"“Any time the Red Sox prevail at Fenway Park, you hear it: the slinky raunch of the guitar, the snide snarl of the vocals…”– Brian MacQuarrie, The Boston Globe"
On April 10, 1998, 22-year old Dartmouth High product Brian Rose took the mound for the Red Sox against Seattle ace and future Hall of Famer Randy Johnson in the home opener. Boston skipper Jimy Williams milked 5 and 1/3 effective innings out of the precocious righty before turning things over to the bullpen; by the ninth inning, the Sox trailed, 7-3.
Despite Johnson’s 15 strikeouts of Boston batters, the moment The Big Unit handed the ball to former Sox punching bag Heathcliff Slocumb, the Seattle bullpen dumpster fire was lit and the comeback was on. Tony Fossas, Mike Timlin and Paul Spoljaric combined to heave more gasoline on the blaze before Sox slugger Mo Vaughn mercifully deposited a Spoljaric meatball into the right field seats for a grand slam and a 9-7 Boston victory.
Somewhere in the bowels of Fenway Park, an ancestor of @senatorjohn hit a switch and tinny speakers echoed a wait-that’s-familiar-but-I-can’t-quite-put-my-finger-on-it riff off the painted green walls of the old ball yard:
"“I’m gonna tell you a story.I’m gonna tell you about my town.I’m gonna tell you a big, bad story, baby…”"

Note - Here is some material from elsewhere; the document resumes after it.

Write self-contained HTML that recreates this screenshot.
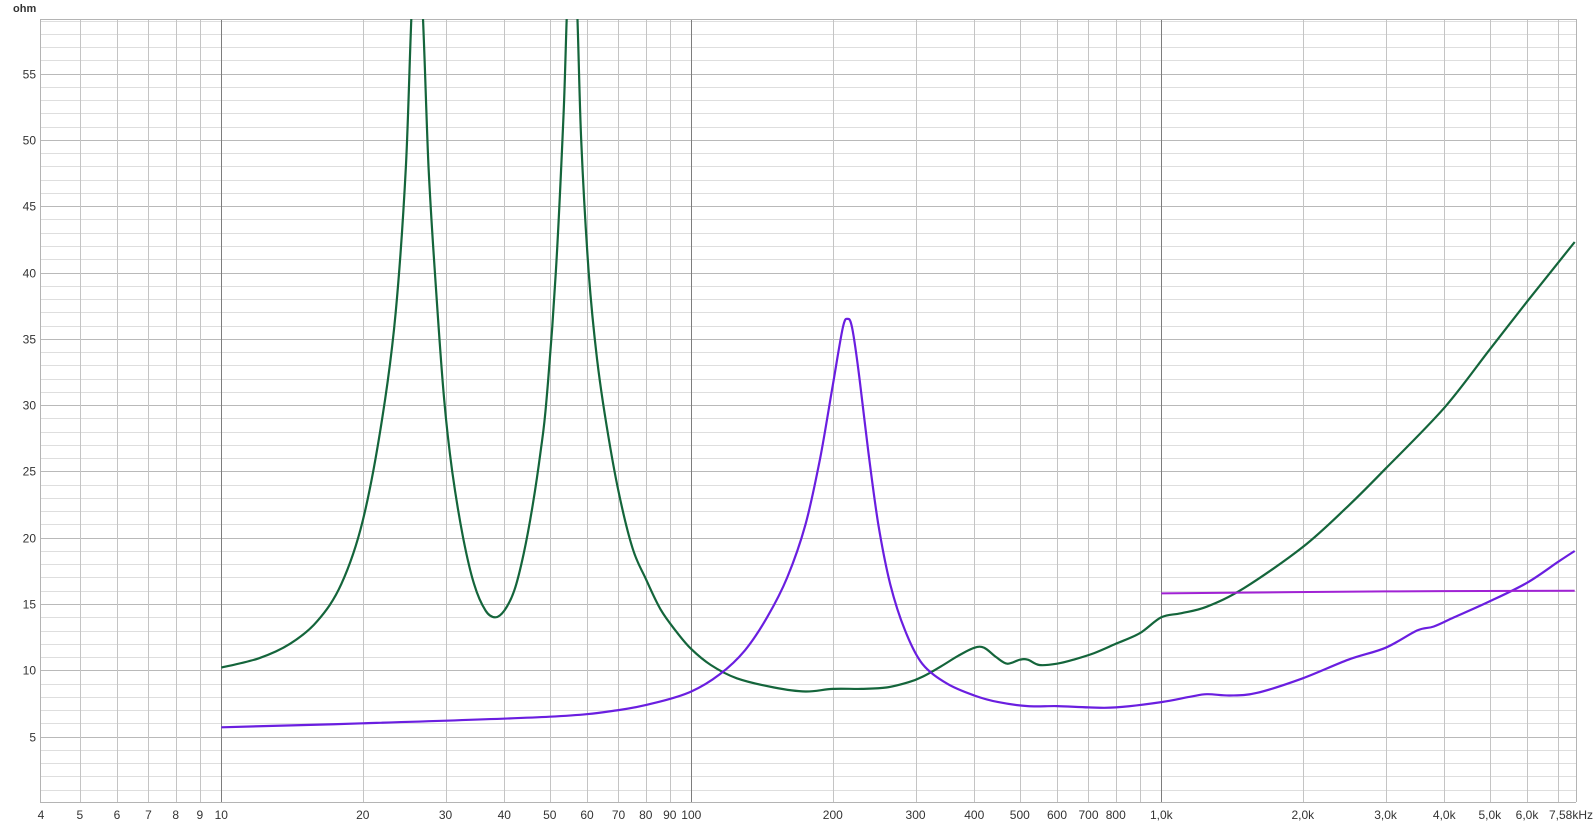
<!DOCTYPE html>
<html><head><meta charset="utf-8">
<style>
html,body{margin:0;padding:0;background:#fff;}
svg{display:block;}
text{font-family:"Liberation Sans",sans-serif;font-size:12px;fill:#333;}
</style></head>
<body>
<svg id="c" width="1595" height="826" xmlns="http://www.w3.org/2000/svg">
<defs><clipPath id="cp"><rect x="40" y="19" width="1536" height="783"/></clipPath></defs>
<g id="grid"></g>
<g id="curves" clip-path="url(#cp)"></g>
<g id="labels"></g>
</svg>
<script>
var NS="http://www.w3.org/2000/svg";
function X(f){return 221.3+470*Math.log10(f/10);}
function Y(v){return 802.9-v*13.26;}
var L=40,R=1576,T=19,B=802;
var g=document.getElementById('grid'),lab=document.getElementById('labels'),cv=document.getElementById('curves');
function line(x1,y1,x2,y2,c,w,p){var l=document.createElementNS(NS,'line');l.setAttribute('x1',x1);l.setAttribute('y1',y1);l.setAttribute('x2',x2);l.setAttribute('y2',y2);l.setAttribute('stroke',c);l.setAttribute('stroke-width',w||1);(p||g).appendChild(l);}
function txt(x,y,s,a){var t=document.createElementNS(NS,'text');t.setAttribute('x',x);t.setAttribute('y',y);t.setAttribute('text-anchor',a||'middle');t.textContent=s;lab.appendChild(t);}
for(var v=1;v<=59;v++){var y=Math.round(Y(v))+0.5;line(L,y,R,y,v%5==0?'#b9b9b9':'#dedede',1);if(v%5==0)txt(36,y+4,''+v,'end');}
var fs=[];
for(var d=1;d<=1000;d*=10)for(var k=1;k<=9;k++){var f=k*d;if(f>=4&&f<=7000)fs.push(f);}
fs.forEach(function(f){var x=Math.round(X(f))+0.5;if(x<L)return;var dec=(f==10||f==100||f==1000);line(x,T,x,B,dec?'#7d7d7d':'#c4c4c4',1);});
line(L,T+0.5,R,T+0.5,'#b4b4b4');line(L+0.5,T,L+0.5,B,'#b4b4b4');line(L,B+0.5,R,B+0.5,'#b4b4b4');line(R+0.5,T,R+0.5,B,'#b4b4b4');
var t=document.createElementNS(NS,'text');t.setAttribute('x',13);t.setAttribute('y',12);t.setAttribute('style','font-weight:bold;font-size:11px');t.textContent='ohm';lab.appendChild(t);
var xl=[[4,'4'],[5,'5'],[6,'6'],[7,'7'],[8,'8'],[9,'9'],[10,'10'],[20,'20'],[30,'30'],[40,'40'],[50,'50'],[60,'60'],[70,'70'],[80,'80'],[90,'90'],[100,'100'],[200,'200'],[300,'300'],[400,'400'],[500,'500'],[600,'600'],[700,'700'],[800,'800'],[1000,'1,0k'],[2000,'2,0k'],[3000,'3,0k'],[4000,'4,0k'],[5000,'5,0k'],[6000,'6,0k']];
xl.forEach(function(a){var x=a[0]==4?41:X(a[0]);txt(x,819,a[1]);});
txt(1593,819,'7,58kHz','end');
function path(pts,col,w){var P=pts.map(function(p){return [X(p[0]),Y(p[1])];});
var d='M'+P[0][0].toFixed(1)+','+P[0][1].toFixed(1);
for(var i=0;i<P.length-1;i++){var p0=P[i-1]||P[i],p1=P[i],p2=P[i+1],p3=P[i+2]||P[i+1];
var c1=[p1[0]+(p2[0]-p0[0])/6,p1[1]+(p2[1]-p0[1])/6],c2=[p2[0]-(p3[0]-p1[0])/6,p2[1]-(p3[1]-p1[1])/6];
d+=' C'+c1[0].toFixed(1)+','+c1[1].toFixed(1)+' '+c2[0].toFixed(1)+','+c2[1].toFixed(1)+' '+p2[0].toFixed(1)+','+p2[1].toFixed(1);}
var e=document.createElementNS(NS,'path');e.setAttribute('d',d);e.setAttribute('fill','none');e.setAttribute('stroke',col);e.setAttribute('stroke-width',w);e.setAttribute('stroke-linejoin','round');cv.appendChild(e);}
var green=[[10,10.2],[12,10.9],[14,12],[16,13.7],[18,16.5],[20,21.3],[22,29],[23.5,37],[24.7,48],[25.6,62],[26.6,62],[27.6,48],[28.6,39],[29.8,30.4],[31,25],[32.7,20],[34.5,16.5],[36.5,14.5],[38.3,14],[40,14.5],[42,16],[44,18.8],[46,22.5],[47.8,26.5],[49.2,30.4],[51.5,40],[53.5,52],[54.8,62],[56.8,62],[58.3,50],[60.5,40],[63,33.5],[66,28.5],[70,23.5],[75,19.2],[80,16.9],[86,14.6],[93,12.9],[100,11.6],[110,10.4],[125,9.4],[150,8.7],[175,8.4],[200,8.6],[230,8.6],[260,8.7],[290,9.1],[310,9.5],[340,10.3],[370,11.1],[400,11.7],[420,11.7],[445,11],[470,10.5],[500,10.8],[520,10.8],[550,10.4],[600,10.5],[650,10.8],[720,11.3],[800,12],[900,12.8],[1000,14],[1100,14.3],[1250,14.8],[1500,16.2],[2000,19.3],[2500,22.4],[3000,25.2],[4000,29.8],[5000,34.2],[6000,37.8],[7580,42.3]];
var purple=[[10,5.7],[20,6],[50,6.5],[70,7],[85,7.6],[100,8.4],[115,9.7],[130,11.5],[145,14],[160,17],[175,21],[188,26],[200,31.5],[210,35.8],[215,36.5],[220,35.8],[228,32],[238,26.5],[250,21],[265,16.5],[285,13],[310,10.5],[350,9],[400,8.1],[450,7.6],[520,7.3],[600,7.3],[700,7.2],[800,7.2],[1000,7.6],[1150,8],[1250,8.2],[1400,8.1],[1600,8.3],[2000,9.4],[2500,10.8],[3000,11.7],[3500,13],[3800,13.3],[4200,14],[5000,15.2],[6000,16.6],[7000,18.2],[7580,19]];
path(green,'#14653b',2.2);
path(purple,'#6a1ee0',2.2);
path([[1000,15.8],[3000,15.95],[7580,16]],'#a022d4',2);
</script>
</body></html>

Thirty-two years after the Standells had their only top-40 hit with “Dirty Water,” the tongue-in-cheek ode to Boston’s poor water quality and the questionable safety of its streets filled the Fenway air. And it has for every Boston win since.
None of the members of the Los Angeles proto-punk quartet had actually been to Boston at the time of the single’s 1966 release. In fact, the band’s producer, Ed Cobb, actually penned the tune after a visit to the city, when he was mugged on the Mass Ave bridge (with its “lovers, buggers and thieves”).
With the Charles River matching Cleveland’s flaming Cuyahoga as molasses-like inspiration for the forthcoming Clean Water Act and the heinous killing spree of the Boston Strangler (also memorialized in the Rolling Stones’ “Midnight Rambler” – the Standells opened for the Stones in the 60’s) fresh in the minds of residents, Boston was fit to be lampooned. And yet, the song has been embraced in the region, going on 50 years now.
Boston has always been a “warts and all” kind of city – cognizant of its defects to the point of pride. The Standells played this up – the thieves are “cool people” and it’s still “the number one place” despite the fact that women are on a curfew. Boston is “home” — reason enough for the singer to love the foul stream that winds through it.
And so the Yankees have the Chairman of the Board and “New York, New York” to play them off, while the Red Sox have a one-hit wonder garage band and “Dirty Water.”
Music is central to the ballpark experience today, whether it’s Queen and David Bowie’s “Under Pressure” popping up at a key point for the opposition, or something TJ Connelly dug up out of a crate somewhere during a pitching change. “Sweet Caroline” sprays the ballpark with schmaltz whether or not the team has the lead. But we only get to hear “Dirty Water” when the Red Sox win. And it never gets old.